The rumours that West Ham manager Sam Allardyce is expected to sign a new three-year deal worth £9m in total, which is a considerable pay increase on his current two-year deal at £2m per-year, are refusing to go away, but with safety achieved, will the club be tempted to look for a bigger name capable of bringing more attractive football to the Upton Park faithful, or would the simply be mad to even contemplate looking elsewhere?
After being handed the two-year deal at the start of last season, Allardyce’s mandate was simple; win promotion back to the top flight at the first attempt and then ensure the club maintain their Premier League status above all else. On both fronts, albeit courtesy of a messy promotion campaign and play-off final with what was by far the league’s most expensive squad and heftiest wage bill, the 58-year-old has achieved all that has been asked of him, but is that enough?
The club’s co-owner David Sullivan told the Daily Mirror this week: “At the end of the season, we will sit down with Sam. If he wants to stay and is reasonable with his demands, he will stay.” Of course, if the reports are to be believed, despite having to fund £15m every year of their stay at the Olympic Stadium by handing it straight back to the government, it looks as if even though funds are tight, they are extremely keen to keep Allardyce at the club.
And why wouldn’t they be? With nine games of the campaign left to play, they sit six points above the relegation zone in 14th position, and every West Ham fan would have taken that at the start of the season. Stability is the watchword in the top flight these days and Allardyce offers that, while the curse that befalls clubs he has managed shortly after his departure, with Bolton, Newcastle and Blackburn all getting relegated inside two years after his exit, should surely stand as a cautionary tale for a club that’s been through the ringer in recent times in terms of yo-yo’ing between the Premier League and the Championship.
Allardcye clearly feels settled in east London, telling Sky Sports on Wednesday about the prospect of a new deal: “We both want to do it, it’s just a question of sorting out the dotting of the i’s and crossing of the t’s. As always, that is not as easy a situation as you would like. You always have to do some negotiations when you are moving into the next contract, just as there were plenty of negotiations over the first contract. So we will hopefully come to a conclusion very shortly.”
It all depends on what sort of club West Ham want to be and how ambitious this move to a new stadium has made them. Allardyce is the very essence of a compromise candidate in that no fan particularly loves how their team plays with him in charge, and it can be downright dour fare at times, bordering on depressingly unadventurous, but he’s excellent at keeping a side stable in the top flight, of bringing in the occasional flair player and delivering consistent results. In terms of a substance test, there are few out there with better record over the past decade, but that nagging doubt about a lack of style refuses to go away.

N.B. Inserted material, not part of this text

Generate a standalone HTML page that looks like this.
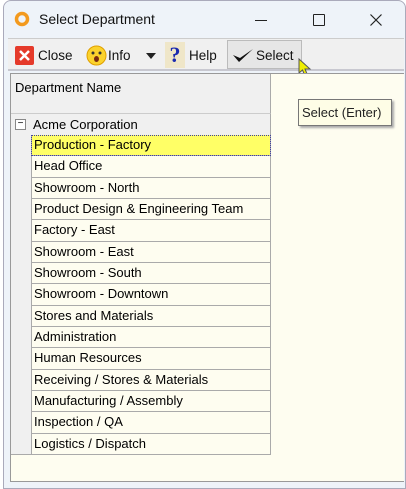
<!DOCTYPE html>
<html><head><meta charset="utf-8"><style>
*{box-sizing:border-box;margin:0;padding:0}
body{width:406px;height:489px;background:#fff;font-family:"Liberation Sans",sans-serif;position:relative;overflow:hidden}
.win{position:absolute;left:3px;top:0;width:403px;height:489px;background:#eef3f9;border:1px solid #aab;border-radius:8px 8px 0 0}
.title{position:absolute;left:35px;top:10px;font-size:14px;color:#111}
.tb{position:absolute;left:8px;top:38px;width:396px;height:33px;background:#f0f0f0;border-top:1px solid #ccc;border-bottom:2px solid #c8c8d0}
.btn{position:absolute;top:9px;font-size:13.5px;color:#111}
.main{position:absolute;left:10px;top:73px;width:394px;height:409px;background:#fefdf0;border:1px solid #999;border-right:none}
.hdr{position:absolute;left:0;top:0;width:260px;height:40px;background:#f0f0f0;border-right:1px solid #aaa;border-bottom:1px solid #ccc;font-size:13px;padding:6px 4px}
.strip{position:absolute;left:0;top:40px;width:20px;height:341px;background:#f0f0f0;border-bottom:1px solid #aaa}
.acme{position:absolute;left:0;top:40px;width:260px;height:21px;background:#f0f0f0;border-right:1px solid #aaa;font-size:13px;padding:3px 0 0 22px}
.rows{position:absolute;left:20px;top:61px;width:240px}
.r{height:21.33px;border:1px solid #aaa;border-top:none;font-size:13px;padding:2px 2px;white-space:nowrap;background:#fefdf0}
.r.sel{background:#ffff66;outline:1px dotted #4040a0;outline-offset:-1px}
.tip{position:absolute;left:298px;top:99px;width:94px;height:27px;background:#fefde6;border:1px solid #777;box-shadow:2px 2px 2px #aaa;font-size:13px;color:#222;padding:5px 3px}
</style></head><body>
<div class="win">
<svg style="position:absolute;left:9px;top:9px" width="18" height="18" viewBox="0 0 18 18"><circle cx="9" cy="9" r="5.5" fill="none" stroke="#f39a1e" stroke-width="3.5"/></svg>
<div class="title">Select Department</div>
<div style="position:absolute;left:251px;top:19px;width:12px;height:1px;background:#222"></div>
<div style="position:absolute;left:309px;top:13px;width:12px;height:12px;border:1px solid #222;border-radius:1px"></div>
<svg style="position:absolute;left:366px;top:13px" width="12" height="12"><path d="M0.5 0.5L11.5 11.5M11.5 0.5L0.5 11.5" stroke="#222" stroke-width="1.2"/></svg>
</div>
<div class="tb">
<div style="position:absolute;left:219px;top:1px;width:75px;height:29px;background:#e6e6e6;border:1px solid #bbb"></div>
<svg style="position:absolute;left:7px;top:7px" width="19" height="19"><rect width="19" height="19" rx="2" fill="#e53a2a"/><path d="M5 5L14 14M14 5L5 14" stroke="#fff" stroke-width="2.5"/></svg>
<div class="btn" style="left:30px">Close</div>
<svg style="position:absolute;left:78px;top:6px" width="21" height="21"><circle cx="10.5" cy="10.5" r="9.5" fill="#fbd22c" stroke="#e0a000"/><circle cx="7" cy="8" r="1.5" fill="#333"/><circle cx="14" cy="8" r="1.5" fill="#333"/><ellipse cx="10.5" cy="14" rx="2.5" ry="3" fill="#7a2a10"/></svg>
<div class="btn" style="left:100px">Info</div>
<div style="position:absolute;left:138px;top:14px;border:5px solid transparent;border-top:6px solid #222"></div>
<div style="position:absolute;left:157px;top:3px;width:20px;height:26px;background:#efe6c8;font:bold 22px 'Liberation Serif',serif;color:#1a2ab0;text-align:center">?</div>
<div class="btn" style="left:181px">Help</div>
<svg style="position:absolute;left:224px;top:8px" width="22" height="18"><path d="M1 8L7 15L21 2L8 11Z" fill="#111"/></svg>
<div class="btn" style="left:248px">Select</div>
</div>
<svg style="position:absolute;left:298px;top:58px" width="14" height="20"><path d="M1 1L1 15L4.5 12L7 18L9.5 17L7 11L12 11Z" fill="#ee0" stroke="#555" stroke-width="1"/></svg>
<div class="main">
<div class="hdr">Department Name</div>
<div class="strip"></div>
<div class="acme">Acme Corporation</div>
<div style="position:absolute;left:4px;top:45px;width:11px;height:11px;border:1px solid #888;background:#fff;font-size:10px;line-height:8px;text-align:center">−</div>
<div class="rows">
<div class="r sel">Production - Factory</div>
<div class="r">Head Office</div>
<div class="r">Showroom - North</div>
<div class="r">Product Design &amp; Engineering Team</div>
<div class="r">Factory - East</div>
<div class="r">Showroom - East</div>
<div class="r">Showroom - South</div>
<div class="r">Showroom - Downtown</div>
<div class="r">Stores and Materials</div>
<div class="r">Administration</div>
<div class="r">Human Resources</div>
<div class="r">Receiving / Stores &amp; Materials</div>
<div class="r">Manufacturing / Assembly</div>
<div class="r">Inspection / QA</div>
<div class="r">Logistics / Dispatch</div>
</div>
</div>
<div class="tip">Select (Enter)</div>
</body></html>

West Ham fans have cultivated this myth that they are one of the final bastions of passing football, but having been to Upton Park on a number of occasions this season, there have been plenty of times when the style hasn’t been considered direct enough from the vocal voices on the terraces. A nervy atmosphere which means any man in the dug-out is only ever a poor run of results away from being under serious pressure and both Alan Curbishley and Alan Pardew have spoken of the poisonous atmosphere inside Upton Park at times, a culture that’s been allowed to fester due to the club’s inability to implement the pass and move philosophy it so apparently craves.
In that sense, you have to respect Allardyce for going so against the grain in implementing his own style, a long ball game he knows is effective. At times it lacks such little ambition it’s absurd, but across a 38-game league campaign, it will always get you just enough points. Is ‘just enough’ what the club wants, though? It’s certainly what it needs and any move for a glitzier name would be a huge gamble. Allardyce is tolerated not because of what he represents, but because he delivers what is asked of him and no more in what is a pure marriage of convenience.
Long ball football can only take you so far and it’s no coincidence that both Stoke and West Ham have scored the least amount of goals away from home this season in the entire league, a pitiful return of just nine apiece in 15 games. Allardyce has overseen a side that has lost 10 games on the road this term and were it not for their home form, they would be in serious trouble.
The grass is not always greener, as clubs that have dispensed with Allardyce’s service have shown in recent seasons, while he does seem to get more out of a side the longer he works with them, which again counts in his favour for being awarded a new deal, but yet again we return to that style vs substance debate .
If being a mid-table club with a decent cup run is enough for West Ham fans at the moment, then they simply can’t do any better, but should the stadium move set pulses racing a little more, some of those frustrated by the sheer lack of ambition at times on display and the outstanding commitment shown at trying not to pass the ball, few would begrudge them their due at looking at alternative candidates. With a new deal seemingly close, a big summer of transfer activity awaits the club and most importantly, the man in charge, for not only what it will say plenty about him, but also what he hopes to achieve across those three years.